**** AVAILABLE RECORDS ****
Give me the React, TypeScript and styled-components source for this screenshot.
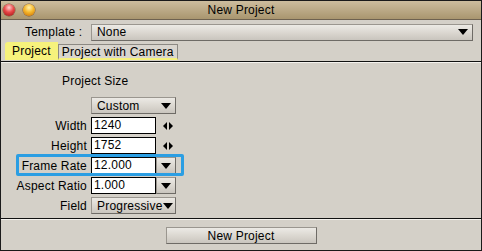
import React from "react";
import styled, { createGlobalStyle } from "styled-components";

const Global = createGlobalStyle`
  html, body { margin: 0; padding: 0; background: #d4d0c8; }
  * { box-sizing: border-box; }
  body { font-family: "Liberation Sans", Arial, sans-serif; font-size: 12px; letter-spacing: 0.2px; color: #000; }
`;

const Window = styled.div`
  width: 482px;
  height: 251px;
  border: 1px solid #1a1a1a;
  background: #d4d0c8;
  display: flex;
  flex-direction: column;
  overflow: hidden;
`;

const TitleBar = styled.div`
  height: 19px;
  flex: none;
  background: linear-gradient(#cdbd9e, #a9966f);
  border-bottom: 1px solid #6e6250;
  display: flex;
  align-items: center;
  position: relative;
  padding-left: 2px;
  gap: 8px;
`;

const Light = styled.div<{ $c1: string; $c2: string; $c3: string }>`
  width: 12px;
  height: 12px;
  border-radius: 50%;
  background: radial-gradient(circle at 50% 30%, ${(p) => p.$c1} 0%, ${(p) => p.$c2} 45%, ${(p) => p.$c3} 100%);
  box-shadow: 0 0 0 0.5px rgba(80, 40, 20, 0.6);
`;

const Title = styled.div`
  position: absolute;
  left: 0;
  right: 0;
  text-align: center;
  line-height: 19px;
`;

const TemplateRow = styled.div`
  display: flex;
  align-items: center;
  height: 20px;
  margin-top: 2px;
  padding-left: 24px;
  gap: 6px;
`;

const Label = styled.span`
  width: 60px;
  white-space: nowrap;
`;

const Select = styled.div<{ $w: number }>`
  width: ${(p) => p.$w}px;
  height: 17px;
  display: flex;
  align-items: center;
  justify-content: space-between;
  padding: 0 4px 0 5px;
  background: linear-gradient(#eceae5, #d8d4cd 60%, #c9c5be);
  border: 1px solid #9a968f;
  border-right-color: #6e6b66;
  border-bottom-color: #6e6b66;
  white-space: nowrap;
`;

const Arrow = styled.span`
  width: 0;
  height: 0;
  border-left: 5px solid transparent;
  border-right: 5px solid transparent;
  border-top: 6px solid #000;
  flex: none;
`;

const Tabs = styled.div`
  display: flex;
  align-items: flex-end;
  padding-left: 4px;
  height: 19px;
`;

const Tab = styled.div<{ $active?: boolean }>`
  height: ${(p) => (p.$active ? 18 : 16)}px;
  padding: 0 ${(p) => (p.$active ? 6 : 3)}px;
  display: flex;
  align-items: center;
  white-space: nowrap;
  background: ${(p) => (p.$active ? "#f6f27c" : "#d9d5ce")};
  border: ${(p) => (p.$active ? "1px solid #f6f27c" : "1px solid #8c8983")};
  border-bottom: 2px solid #f6f27c;
  border-top-left-radius: ${(p) => (p.$active ? 3 : 0)}px;
  margin-bottom: 1px;
`;

const Separator = styled.div`
  height: 2px;
  flex: none;
  border-top: 1px solid #111;
  border-bottom: 1px solid #f4f2ee;
`;

const Panel = styled.div`
  flex: 1;
  display: flex;
  flex-direction: column;
  padding-top: 10px;
`;

const Heading = styled.div`
  padding-left: 61px;
  height: 16px;
  line-height: 16px;
  margin-bottom: 8px;
`;

const Rows = styled.div`
  display: flex;
  flex-direction: column;
  gap: 3px;
`;

const Row = styled.div`
  display: flex;
  align-items: center;
  height: 17px;
  gap: 4px;
  position: relative;
`;

const RowLabel = styled.div`
  width: 86px;
  text-align: right;
  white-space: nowrap;
`;

const Input = styled.div`
  width: 65px;
  height: 17px;
  background: #fff;
  border: 1px solid #000;
  padding-left: 2px;
  line-height: 15px;
`;

const Stepper = styled.svg`
  margin-left: 3px;
`;

const DropButton = styled.div`
  width: 20px;
  height: 17px;
  margin-left: -4px;
  background: linear-gradient(#eceae5, #d8d4cd 60%, #c9c5be);
  border: 1px solid #9a968f;
  border-right-color: #6e6b66;
  border-bottom-color: #6e6b66;
  display: flex;
  align-items: center;
  justify-content: center;
`;

const Focus = styled.div`
  position: absolute;
  left: 15px;
  top: -3px;
  width: 168px;
  height: 22px;
  border: 3px solid #2b9ee3;
  border-radius: 2px;
  pointer-events: none;
`;

const Footer = styled.div`
  height: 30px;
  flex: none;
  display: flex;
  justify-content: center;
  padding-top: 7px;
`;

const Button = styled.div`
  width: 151px;
  height: 17px;
  display: flex;
  align-items: center;
  justify-content: center;
  background: linear-gradient(#eceae5, #d8d4cd 60%, #c9c5be);
  border: 1px solid #9a968f;
  border-right-color: #6e6b66;
  border-bottom-color: #6e6b66;
`;

const StepIcon = () => (
  <Stepper width="10" height="8" viewBox="0 0 10 8">
    <polygon points="4,0 4,8 0,4" fill="#000" />
    <polygon points="6,0 6,8 10,4" fill="#000" />
  </Stepper>
);

export default function App() {
  return (
    <>
      <Global />
      <Window>
        <TitleBar>
          <Light $c1="#ffd0d0" $c2="#e94848" $c3="#9a1010" />
          <Light $c1="#fff3b0" $c2="#f6b82c" $c3="#c86a00" />
          <Title>New Project</Title>
        </TitleBar>
        <TemplateRow>
          <Label>Template :</Label>
          <Select $w={382}>
            <span>None</span>
            <Arrow />
          </Select>
        </TemplateRow>
        <Tabs>
          <Tab $active>Project</Tab>
          <Tab>Project with Camera</Tab>
        </Tabs>
        <Separator />
        <Panel>
          <Heading>Project Size</Heading>
          <Rows>
            <Row>
              <RowLabel />
              <Select $w={85}>
                <span>Custom</span>
                <Arrow />
              </Select>
            </Row>
            <Row>
              <RowLabel>Width</RowLabel>
              <Input>1240</Input>
              <StepIcon />
            </Row>
            <Row>
              <RowLabel>Height</RowLabel>
              <Input>1752</Input>
              <StepIcon />
            </Row>
            <Row>
              <RowLabel>Frame Rate</RowLabel>
              <Input>12.000</Input>
              <DropButton>
                <Arrow />
              </DropButton>
              <Focus />
            </Row>
            <Row>
              <RowLabel>Aspect Ratio</RowLabel>
              <Input>1.000</Input>
              <DropButton>
                <Arrow />
              </DropButton>
            </Row>
            <Row>
              <RowLabel>Field</RowLabel>
              <Select $w={85}>
                <span>Progressive</span>
                <Arrow />
              </Select>
            </Row>
          </Rows>
        </Panel>
        <Separator />
        <Footer>
          <Button>New Project</Button>
        </Footer>
      </Window>
    </>
  );
}
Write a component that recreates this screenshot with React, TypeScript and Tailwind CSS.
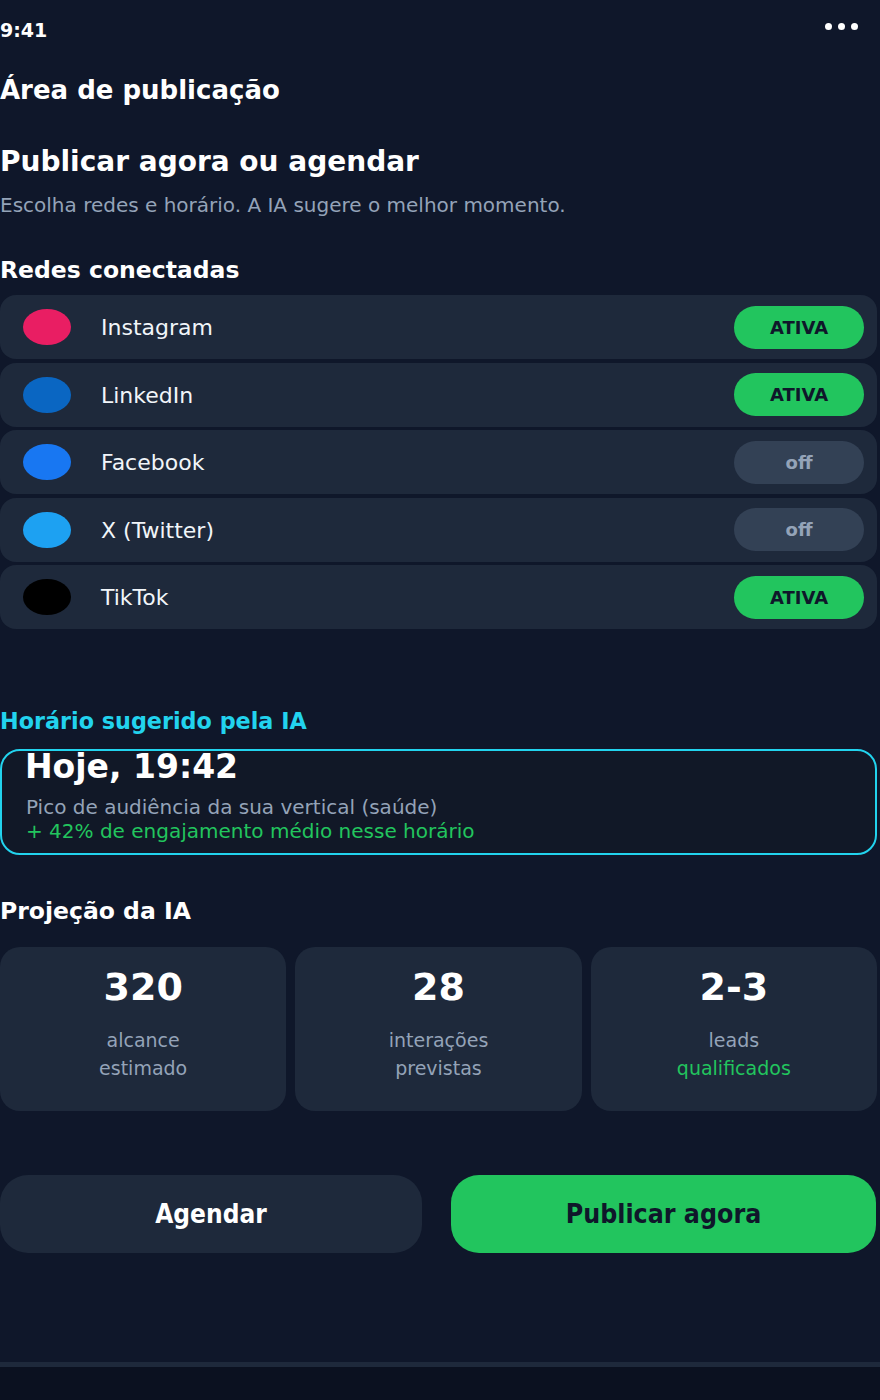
import React from 'react';

type Rede = { nome: string; cor: string; ativa: boolean };

const redes: Rede[] = [
  { nome: 'Instagram', cor: 'bg-[#e91e63]', ativa: true },
  { nome: 'LinkedIn', cor: 'bg-[#0a66c2]', ativa: true },
  { nome: 'Facebook', cor: 'bg-[#1877f2]', ativa: false },
  { nome: 'X (Twitter)', cor: 'bg-[#1da1f2]', ativa: false },
  { nome: 'TikTok', cor: 'bg-black', ativa: true },
];

const projecoes = [
  { valor: '320', l1: 'alcance', l2: 'estimado', destaque: false },
  { valor: '28', l1: 'interações', l2: 'previstas', destaque: false },
  { valor: '2-3', l1: 'leads', l2: 'qualificados', destaque: true },
];

const App: React.FC = () => {
  return (
    <div className="h-[1400px] bg-[#0f172a] flex flex-col text-white font-['DejaVu_Sans',sans-serif]">
      <div className="w-[877px]">
        {/* Status bar */}
        <div className="h-[60px] flex items-center justify-between pr-[19px]">
          <span className="text-[19px] font-bold leading-none">9:41</span>
          <div className="flex gap-[6px] -mt-[7px]">
            <span className="w-[7px] h-[7px] rounded-full bg-white" />
            <span className="w-[7px] h-[7px] rounded-full bg-white" />
            <span className="w-[7px] h-[7px] rounded-full bg-white" />
          </div>
        </div>

        <h1 className="mt-[14px] text-[26px] leading-[32px] font-bold">Área de publicação</h1>

        <h2 className="mt-[38px] text-[28px] leading-[36px] font-bold">Publicar agora ou agendar</h2>
        <p className="mt-[12px] text-[20px] leading-[26px] text-[#94a3b8]">
          Escolha redes e horário. A IA sugere o melhor momento.
        </p>

        <h3 className="mt-[37px] text-[23.5px] leading-[30px] font-bold">Redes conectadas</h3>

        {/* Redes */}
        <div className="mt-[10px] flex flex-col gap-[3.5px]">
          {redes.map((r) => (
            <div
              key={r.nome}
              className="h-[64px] rounded-[16px] bg-[#1e293b] flex items-center pl-[23px] pr-[13px]"
            >
              <span className={`w-[48px] h-[36px] rounded-[50%] ${r.cor}`} />
              <span className="ml-[30px] text-[22px] leading-none text-[#f1f5f9] mt-[2px]">{r.nome}</span>
              <span
                className={
                  r.ativa
                    ? 'ml-auto w-[130px] h-[43px] rounded-full bg-[#22c55e] text-[#0f172a] flex items-center justify-center text-[18px] font-bold'
                    : 'ml-auto w-[130px] h-[43px] rounded-full bg-[#334155] text-[#94a3b8] flex items-center justify-center text-[18px] font-bold'
                }
              >
                {r.ativa ? 'ATIVA' : 'off'}
              </span>
            </div>
          ))}
        </div>

        {/* Horário IA */}
        <h3 className="mt-[78px] text-[22.3px] leading-[28px] font-bold text-[#22d3ee]">Horário sugerido pela IA</h3>
        <div className="mt-[14px] h-[106px] rounded-[20px] border-2 border-[#22d3ee] bg-[#111827] pl-[24px]">
          <div className="text-[33px] leading-[32px] font-bold -ml-[1px]">Hoje, 19:42</div>
          <p className="mt-[12px] text-[20px] leading-[24px] text-[#94a3b8]">
            Pico de audiência da sua vertical (saúde)
          </p>
          <p className="text-[20px] leading-[24px] text-[#22c55e]">
            + 42% de engajamento médio nesse horário
          </p>
        </div>

        {/* Projeção */}
        <h3 className="mt-[41px] text-[23.5px] leading-[30px] font-bold">Projeção da IA</h3>
        <div className="mt-[21px] grid grid-cols-3 gap-[9px]">
          {projecoes.map((p) => (
            <div key={p.valor} className="h-[164px] rounded-[20px] bg-[#1e293b] flex flex-col items-center pt-[20px]">
              <div className="text-[38px] leading-[40px] font-bold">{p.valor}</div>
              <div className="mt-[19px] text-[19px] leading-[28px] text-[#94a3b8]">{p.l1}</div>
              <div className={`text-[19px] leading-[28px] ${p.destaque ? 'text-[#22c55e]' : 'text-[#94a3b8]'}`}>
                {p.l2}
              </div>
            </div>
          ))}
        </div>

        {/* Botões */}
        <div className="mt-[64px] flex gap-[29px] pr-[1px]">
          <button className="w-[422px] h-[78px] rounded-[28px] bg-[#1e293b] text-white text-[26px] font-bold font-['DejaVu_Sans_Condensed','DejaVu_Sans',sans-serif]">
            Agendar
          </button>
          <button className="flex-1 h-[78px] rounded-[28px] bg-[#22c55e] text-[#0f172a] text-[26.5px] font-bold font-['DejaVu_Sans_Condensed','DejaVu_Sans',sans-serif]">
            Publicar agora
          </button>
        </div>
      </div>

      {/* Barra inferior */}
      <div className="mt-auto h-[38px] border-t-[5px] border-[#1e293b] bg-[#0b1120]" />
    </div>
  );
};

export default App;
****
**REQUIRED TASK:**
Copy all lines from the entries that contain the word "React".

**THE RESULT:**
Give me the React, TypeScript and styled-components source for this screenshot.
import React from "react";
Write a component that recreates this screenshot with React, TypeScript and Tailwind CSS.
import React from 'react';
const App: React.FC = () => {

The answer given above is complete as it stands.